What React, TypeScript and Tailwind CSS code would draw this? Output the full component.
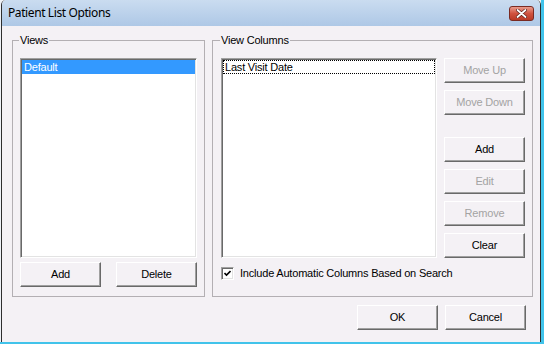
import React from "react";

function Btn({ label, disabled = false }: { label: string; disabled?: boolean }) {
  return (
    <div
      className={`w-[81px] h-[25px] shrink-0 flex items-center justify-center text-[11px] leading-none tracking-[-0.2px] border border-t-white border-l-white border-r-[#696969] border-b-[#696969] shadow-[inset_-1px_-1px_0_#a0a0a0] bg-[#f4f1f5] ${
        disabled ? "text-[#a3a3a3]" : "text-black"
      }`}
    >
      {label}
    </div>
  );
}

const sunken =
  "bg-white border border-t-[#a0a0a0] border-l-[#a0a0a0] border-r-white border-b-white shadow-[inset_1px_1px_0_#696969,inset_-1px_-1px_0_#e3e3e3]";

export default function App() {
  return (
    <div className="w-[544px] h-[344px] bg-[#eef1f6] border-r-[3px] border-b-2 border-[#41c3ea] overflow-hidden font-['Liberation_Sans',Arial,sans-serif]">
      <div className="ml-[1px] h-[342px] border-l border-r border-[#2e2e2e] bg-[#f4f1f5] flex flex-col rounded-tl-[5px] rounded-tr-[5px] overflow-hidden">
        {/* Title bar */}
        <div className="h-[26px] shrink-0 flex items-center justify-between pl-[6px] pr-[6px] bg-gradient-to-b from-[#cadcf0] to-[#aec8e6]">
          <span className="font-['Noto_Sans',sans-serif] text-[12px] tracking-[-0.4px] text-black">Patient List Options</span>
          <div className="w-[25px] h-[15px] rounded-[3px] border border-[#7a2a22] bg-gradient-to-b from-[#e89a8c] via-[#d0533f] to-[#b93a26] flex items-center justify-center">
            <svg width="11" height="9" viewBox="0 0 11 9">
              <path d="M1.5 1 L9.5 8 M9.5 1 L1.5 8" stroke="#5a1d16" strokeWidth="3.2" strokeLinecap="round" />
              <path d="M1.5 1 L9.5 8 M9.5 1 L1.5 8" stroke="#ffffff" strokeWidth="1.8" strokeLinecap="round" />
            </svg>
          </div>
        </div>

        {/* Body */}
        <div className="flex flex-col pl-[10px] pt-[8px] text-[11px] tracking-[-0.2px]">
          <div className="flex gap-[7px]">
            {/* Views */}
            <fieldset className="w-[193px] h-[263px] border border-[#b3afb3] px-[7px] pt-[11px] pb-[9px] flex flex-col gap-[4px]">
              <legend className="ml-[-1px] px-[1px] leading-[13px]">Views</legend>
              <div className={`h-[200px] ${sunken} p-[1px]`}>
                <div className="h-[14px] bg-[#3399ff] text-white leading-[14px] pl-[2px]">Default</div>
              </div>
              <div className="flex justify-between">
                <Btn label="Add" />
                <Btn label="Delete" />
              </div>
            </fieldset>

            {/* View Columns */}
            <fieldset className="w-[321px] h-[263px] border border-[#b3afb3] pl-[8px] pr-[7px] pt-[11px] flex flex-col">
              <legend className="ml-[-1px] px-[1px] leading-[13px]">View Columns</legend>
              <div className="flex gap-[7px]">
                <div className={`w-[216px] h-[200px] ${sunken} p-[1px]`}>
                  <div className="h-[14px] border border-dotted border-black leading-[12px] pl-[1px]">Last Visit Date</div>
                </div>
                <div className="flex flex-col gap-[7px]">
                  <Btn label="Move Up" disabled />
                  <Btn label="Move Down" disabled />
                  <div className="h-[8px]" />
                  <Btn label="Add" />
                  <Btn label="Edit" disabled />
                  <Btn label="Remove" disabled />
                  <Btn label="Clear" />
                </div>
              </div>
              <div className="flex items-center gap-[6px] mt-[9px]">
                <div className={`w-[13px] h-[13px] ${sunken} flex items-center justify-center`}>
                  <svg width="7" height="7" viewBox="0 0 7 7">
                    <path d="M0.5 3 L2.5 5 L6.5 1" stroke="#000" strokeWidth="1.6" fill="none" />
                  </svg>
                </div>
                <span className="leading-none">Include Automatic Columns Based on Search</span>
              </div>
            </fieldset>
          </div>

          <div className="flex justify-end gap-[7px] mt-[8px] pr-[14px]">
            <Btn label="OK" />
            <Btn label="Cancel" />
          </div>
        </div>
      </div>
    </div>
  );
}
************
Work to be completed
Each line above that includes "React" counts once; state the total and nothing more.

Task response
2